## ENTRIES:
— BEGIN —
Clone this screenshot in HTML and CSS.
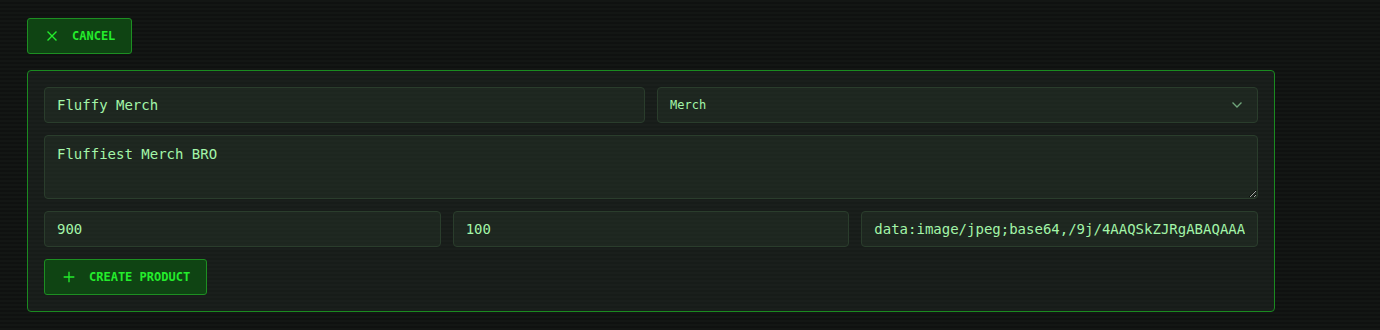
FILE: index.html
```html
<!DOCTYPE html>
<html lang="en">
<head>
<meta charset="utf-8">
<title>Create Product</title>
<link rel="stylesheet" href="styles.css">
</head>
<body>
<main class="page">
  <button class="btn btn-cancel" type="button">
    <svg class="icon" viewBox="0 0 24 24" width="16" height="16" fill="none" stroke="currentColor" stroke-width="2" stroke-linecap="square"><path d="M18 6 6 18M6 6l12 12"/></svg>
    <span>Cancel</span>
  </button>
  <form class="panel">
    <div class="row row-2">
      <input class="field" type="text" value="Fluffy Merch">
      <div class="select">
        <span class="select-value">Merch</span>
        <svg class="chev" viewBox="0 0 24 24" width="16" height="16" fill="none" stroke="currentColor" stroke-width="2" stroke-linecap="square"><path d="m6 9 6 6 6-6"/></svg>
      </div>
    </div>
    <textarea class="field area">Fluffiest Merch BRO</textarea>
    <div class="row row-3">
      <input class="field" type="text" value="900">
      <input class="field" type="text" value="100">
      <input class="field" type="text" value="data:image/jpeg;base64,/9j/4AAQSkZJRgABAQAAA">
    </div>
    <div class="actions">
      <button class="btn btn-create" type="button">
        <svg class="icon" viewBox="0 0 24 24" width="16" height="16" fill="none" stroke="currentColor" stroke-width="2" stroke-linecap="square"><path d="M5 12h14M12 5v14"/></svg>
        <span>Create Product</span>
      </button>
    </div>
  </form>
</main>
</body>
</html>
```

FILE: styles.css
```css
html, body {
  margin: 0;
  padding: 0;
}
body {
  background-color: #131614;
  background-image: repeating-linear-gradient(to bottom, rgba(0,0,0,0) 0, rgba(0,0,0,0) 2px, rgba(0,0,0,0.22) 2px, rgba(0,0,0,0.22) 4px);
  min-height: 330px;
  font-family: "DejaVu Sans Mono", "Liberation Mono", monospace;
  color: #a3f5a8;
}
.page {
  padding: 18px 105px 0 27px;
  display: flex;
  flex-direction: column;
  align-items: flex-start;
  gap: 16px;
}
.btn {
  display: inline-flex;
  align-items: center;
  gap: 12px;
  height: 36px;
  box-sizing: border-box;
  padding: 0 16px;
  border: 1px solid #1d8f22;
  border-radius: 3px;
  background: #0f4413;
  color: #24ec2c;
  font-family: "DejaVu Sans Mono", "Liberation Mono", monospace;
  font-weight: bold;
  font-size: 12px;
  text-transform: uppercase;
  white-space: nowrap;
  cursor: pointer;
}
.btn .icon {
  flex: none;
  display: block;
}
.panel {
  align-self: stretch;
  box-sizing: border-box;
  border: 1px solid #1a8a20;
  border-radius: 4px;
  padding: 16px;
  background: rgba(40, 48, 42, 0.35);
  display: flex;
  flex-direction: column;
  gap: 12px;
}
.row {
  display: grid;
  gap: 12px;
}
.row-2 { grid-template-columns: 1fr 1fr; }
.row-3 { grid-template-columns: 1fr 1fr 1fr; }
.field {
  display: block;
  box-sizing: border-box;
  width: 100%;
  height: 36px;
  margin: 0;
  padding: 0 12px;
  border: 1px solid #2a3d2c;
  border-radius: 4px;
  background: rgba(38, 52, 40, 0.45);
  color: #a3f5a8;
  font-family: "DejaVu Sans Mono", "Liberation Mono", monospace;
  font-size: 14px;
  outline: none;
}
.area {
  height: 64px;
  padding: 8px 12px;
  line-height: 20px;
  resize: vertical;
}
.select {
  display: flex;
  align-items: center;
  justify-content: space-between;
  box-sizing: border-box;
  height: 36px;
  padding: 0 12px;
  border: 1px solid #2a3d2c;
  border-radius: 4px;
  background: rgba(38, 52, 40, 0.45);
  font-size: 12px;
  color: #a3f5a8;
}
.chev {
  color: #6fa57a;
  display: block;
}
.actions {
  display: flex;
}
```
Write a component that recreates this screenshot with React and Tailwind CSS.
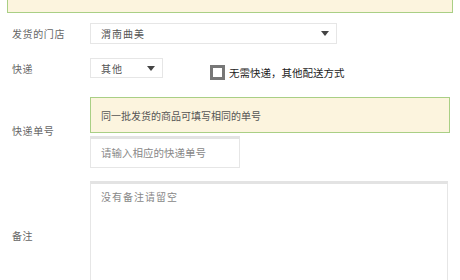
import React from 'react';

const font = { fontFamily: '"Noto Sans CJK SC", "Noto Sans", sans-serif' };

const Caret = () => (
  <svg width="8" height="5" viewBox="0 0 8 5" className="fill-[#444]">
    <path d="M0 0h8L4 5z" />
  </svg>
);

export default function App() {
  return (
    <div className="w-[460px] h-[280px] overflow-hidden bg-white text-[10px] text-[#666]" style={font}>
      {/* top notice bar, cut off */}
      <div className="mx-[7px] -mt-px h-[14px] bg-[#fcf4de] border border-[#a9cf85]"></div>

      <div className="flex items-center mt-[10px] h-[21px]">
        <div className="w-[90px] pl-[12px] tracking-[0.6px]">发货的门店</div>
        <div className="w-[247px] h-[21px] border border-[#e6e6e6] flex items-center justify-between pl-[10px] pr-[7px] text-[#555] tracking-[1px]">
          <span>渭南曲美</span>
          <Caret />
        </div>
      </div>

      <div className="flex items-center mt-[14px] h-[20px]">
        <div className="w-[90px] pl-[12px] tracking-[0.6px]">快递</div>
        <div className="w-[73px] h-[20px] border border-[#e6e6e6] flex items-center justify-between pl-[10px] pr-[7px] text-[#555] tracking-[1px]">
          <span>其他</span>
          <Caret />
        </div>
        <div className="flex items-center ml-[47px] mt-[9px]">
          <div className="w-[15px] h-[15px] border-[3px] border-[#777] bg-white"></div>
          <span className="ml-[4px] text-[10.5px] text-[#222]">无需快递，其他配送方式</span>
        </div>
      </div>

      <div className="flex mt-[19px]">
        <div className="w-[90px] pl-[12px] pt-[26px] tracking-[0.6px]">快递单号</div>
        <div className="flex flex-col">
          <div className="w-[360px] h-[36px] bg-[#fcf4de] border border-[#a9cf85] flex items-center pl-[10px] text-[#555]">
            同一批发货的商品可填写相同的单号
          </div>
          <div className="mt-[3px] w-[150px] h-[32px] border border-[#e6e6e6] border-t-[3px] border-t-[#e3e3e3] flex items-center pl-[10px] text-[#888] text-[10.5px]">
            请输入相应的快递单号
          </div>
        </div>
      </div>

      <div className="flex mt-[13px]">
        <div className="w-[90px] pl-[12px] pt-[47px] tracking-[0.6px]">备注</div>
        <div className="w-[358px] h-[110px] border border-[#e6e6e6] border-t-[3px] border-t-[#e3e3e3] pl-[10px] pt-[5px] text-[#888] tracking-[1px]">
          没有备注请留空
        </div>
      </div>
    </div>
  );
}
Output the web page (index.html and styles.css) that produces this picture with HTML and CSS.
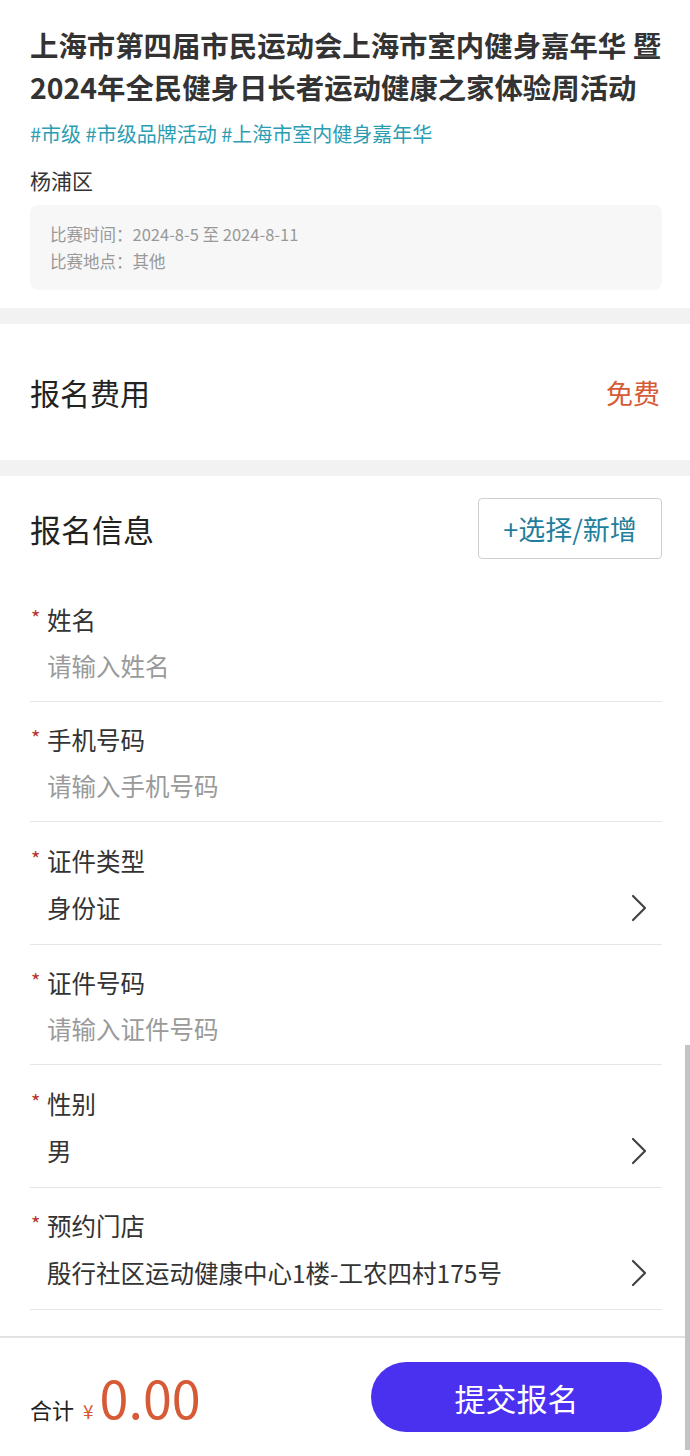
FILE: index.html
```html
<!DOCTYPE html>
<html lang="zh-CN">
<head>
<meta charset="utf-8">
<title>报名</title>
<link rel="stylesheet" href="styles.css">
</head>
<body>
<div class="page">
  <section class="head">
    <h1 class="title"><span class="tl">上海市第四届市民运动会上海市室内健身嘉年华 暨</span><span class="tl">2024年全民健身日长者运动健康之家体验周活动</span></h1>
    <div class="tags">#市级 #市级品牌活动 #上海市室内健身嘉年华</div>
    <div class="district">杨浦区</div>
    <div class="infobox">
      <div class="info-line">比赛时间：2024-8-5 至 2024-8-11</div>
      <div class="info-line">比赛地点：其他</div>
    </div>
  </section>
  <div class="band"></div>
  <section class="fee">
    <span class="fee-label">报名费用</span>
    <span class="fee-value">免费</span>
  </section>
  <div class="band"></div>
  <section class="form">
    <div class="form-head">
      <span class="form-title">报名信息</span>
      <button class="pick">+选择/新增</button>
    </div>
    <div class="field">
      <div class="label"><span class="req">*</span>姓名</div>
      <div class="value placeholder">请输入姓名</div>
    </div>
    <div class="field">
      <div class="label"><span class="req">*</span>手机号码</div>
      <div class="value placeholder">请输入手机号码</div>
    </div>
    <div class="field">
      <div class="label"><span class="req">*</span>证件类型</div>
      <div class="value select"><span>身份证</span><svg class="chev" viewBox="0 0 16 28" width="16" height="28"><polyline points="2,2 14,14 2,26" fill="none" stroke="#444" stroke-width="2.2" stroke-linecap="round" stroke-linejoin="round"/></svg></div>
    </div>
    <div class="field">
      <div class="label"><span class="req">*</span>证件号码</div>
      <div class="value placeholder">请输入证件号码</div>
    </div>
    <div class="field">
      <div class="label"><span class="req">*</span>性别</div>
      <div class="value select"><span>男</span><svg class="chev" viewBox="0 0 16 28" width="16" height="28"><polyline points="2,2 14,14 2,26" fill="none" stroke="#444" stroke-width="2.2" stroke-linecap="round" stroke-linejoin="round"/></svg></div>
    </div>
    <div class="field">
      <div class="label"><span class="req">*</span>预约门店</div>
      <div class="value select"><span>殷行社区运动健康中心1楼-工农四村175号</span><svg class="chev" viewBox="0 0 16 28" width="16" height="28"><polyline points="2,2 14,14 2,26" fill="none" stroke="#444" stroke-width="2.2" stroke-linecap="round" stroke-linejoin="round"/></svg></div>
    </div>
  </section>
  <footer class="bar">
    <div class="total"><span class="total-label">合计</span><span class="yen">¥</span><span class="amount">0.00</span></div>
    <button class="submit">提交报名</button>
  </footer>
  <div class="scrollthumb"></div>
</div>
</body>
</html>
```

FILE: styles.css
```css
* { box-sizing: border-box; }
html, body {
  margin: 0;
  padding: 0;
  background: #fff;
  overflow: hidden;
}
body {
  font-family: "Noto Sans CJK SC", "Noto Sans", sans-serif;
  color: #333;
}
.page {
  position: relative;
  width: 690px;
  height: 1456px;
  overflow: hidden;
}
.head {
  padding: 24px 20px 18px 30px;
}
.title {
  margin: 0;
  font-size: 28.4px;
  line-height: 42px;
  font-weight: 700;
  color: #333;
}
.tl {
  display: block;
  white-space: nowrap;
}
.tags {
  margin-top: 11px;
  font-size: 20px;
  line-height: 30px;
  color: #2a9db3;
}
.district {
  margin-top: 16px;
  font-size: 21px;
  line-height: 30px;
  color: #333;
}
.infobox {
  margin-top: 10px;
  margin-right: 8px;
  height: 85px;
  background: #f7f7f7;
  border-radius: 8px;
  padding: 16px 20px 0 20px;
}
.info-line {
  font-size: 16.5px;
  line-height: 27px;
  color: #999;
}
.band {
  height: 16px;
  background: #f2f2f3;
}
.fee {
  height: 136px;
  padding: 0 30px;
  display: flex;
  align-items: center;
  justify-content: space-between;
}
.fee-label {
  font-size: 30px;
  color: #222;
}
.fee-value {
  font-size: 27px;
  color: #d65a35;
}
.form {
  padding: 22px 28px 0 30px;
}
.form-head {
  display: flex;
  align-items: center;
  justify-content: space-between;
  margin-bottom: 22px;
}
.form-title {
  font-size: 31px;
  color: #222;
}
.pick {
  width: 184px;
  height: 61px;
  background: #fff;
  border: 1px solid #cfcfcf;
  border-radius: 4px;
  font-family: inherit;
  font-size: 27px;
  color: #1f7f9c;
  padding: 0;
}
.field {
  padding: 23.5px 0 20px 0;
  border-bottom: 1px solid #e6e6e6;
}
.label {
  position: relative;
  padding-left: 17px;
  font-size: 24.5px;
  line-height: 30px;
  color: #333;
}
.req {
  position: absolute;
  left: 1px;
  top: -2px;
  font-size: 20px;
  color: #b8322a;
}
.value {
  margin-top: 16px;
  padding-left: 17px;
  font-size: 24.5px;
  line-height: 30px;
  color: #333;
}
.placeholder {
  color: #9a9a9a;
}
.select {
  display: flex;
  align-items: center;
  justify-content: space-between;
  line-height: 32px;
  padding-right: 15px;
}
.chev {
  display: block;
}
.bar {
  position: absolute;
  left: 0;
  right: 0;
  bottom: 0;
  height: 120px;
  border-top: 2px solid #e2e2e2;
  padding: 24px 28px 0 30px;
  display: flex;
  align-items: flex-start;
  justify-content: space-between;
  background: #fff;
}
.total {
  display: flex;
  align-items: baseline;
  margin-top: 5px;
}
.total-label {
  font-size: 22px;
  color: #222;
}
.yen {
  font-size: 19px;
  color: #d65a35;
  margin-left: 9px;
  margin-right: 6px;
}
.amount {
  font-size: 52px;
  line-height: 60px;
  color: #d65a35;
}
.submit {
  width: 291px;
  height: 70px;
  border: none;
  border-radius: 35px;
  background: #4a30ef;
  color: #fff;
  font-family: inherit;
  font-size: 31px;
  padding: 0;
}
.scrollthumb {
  position: absolute;
  right: 0;
  top: 1045px;
  width: 5px;
  height: 405px;
  background: #c4c4c4;
}
```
— END —
## WHAT THE EXERCISE ASKS:
Display every line of the listing that contains the string "with".

## SOLVED PROBLEM:
Write a component that recreates this screenshot with React and Tailwind CSS.
Output the web page (index.html and styles.css) that produces this picture with HTML and CSS.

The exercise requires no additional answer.